The court’s decision reaches a different conclusion after applying this balancing test than did the holdings of two similar cases by mid-level appellate courts in Washington, but does not expressly overturn those cases. In Matheson v. Gregoire, 139 Wn. App. 624 (2007), a Puyallup tribal member sought to overturn Washington’s tribal cigarette compact with his Tribe. In Mudarri v. State, 147 Wn. App. 590 (2008), a non-Indian casino operator sought to overturn Washington’s gaming agreement with the Puyallup Tribe. In both cases, the Washington Court of Appeals (the level below the Washington Supreme Court) dismissed the suits because the tribes were necessary parties but could not be joined because of sovereign immunity, finding that in the circumstances presented in those cases the tribes were indispensable. The AUTO decision also cites but departs from the holding in a 2005 decision involving a cigarette tax agreement between the State and the Swinomish Tribe, in which the Ninth Circuit U.S. Court of Appeals dismissed the suit because the Tribe was a necessary and indispensable party.

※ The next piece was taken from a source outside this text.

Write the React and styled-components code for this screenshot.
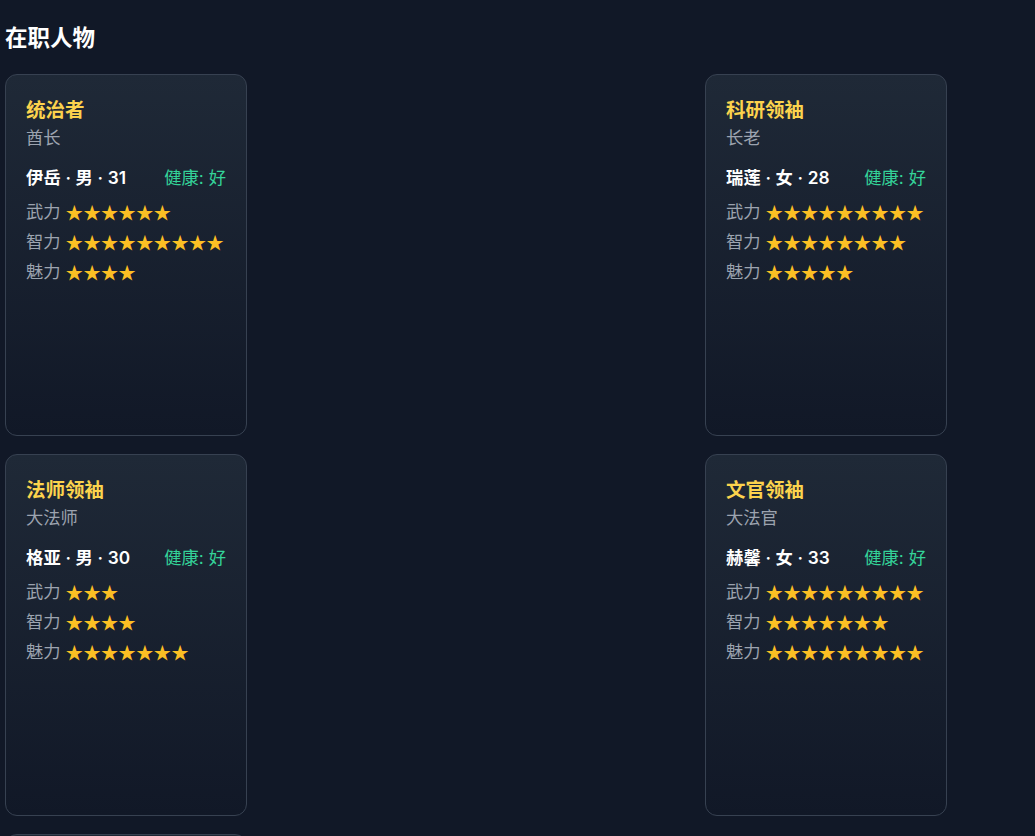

Wilbur v. Locke, 423 F.3d 1101 (9th Cir. 2005).

Four of the nine appellate judges filed a strong dissent in the case. They felt that the decision went against many state and federal precedents, and that adjudication in the State courts of the legality of the tribes’ compacts without the tribes’ participation, would per se be an abrogation of the tribes’ sovereign immunity. The dissent was especially critical of the majority’s reliance on the “the public interest in having the constitutionality of executive conduct addressed” as a “paramount” consideration that effectively trumped the tribes’ legal interests and undermined their sovereign immunity.

The case will presumably now go back to the State trial court for litigation on the question of whether the compacts are illegal. We will continue to track the proceedings and keep you informed on any developments.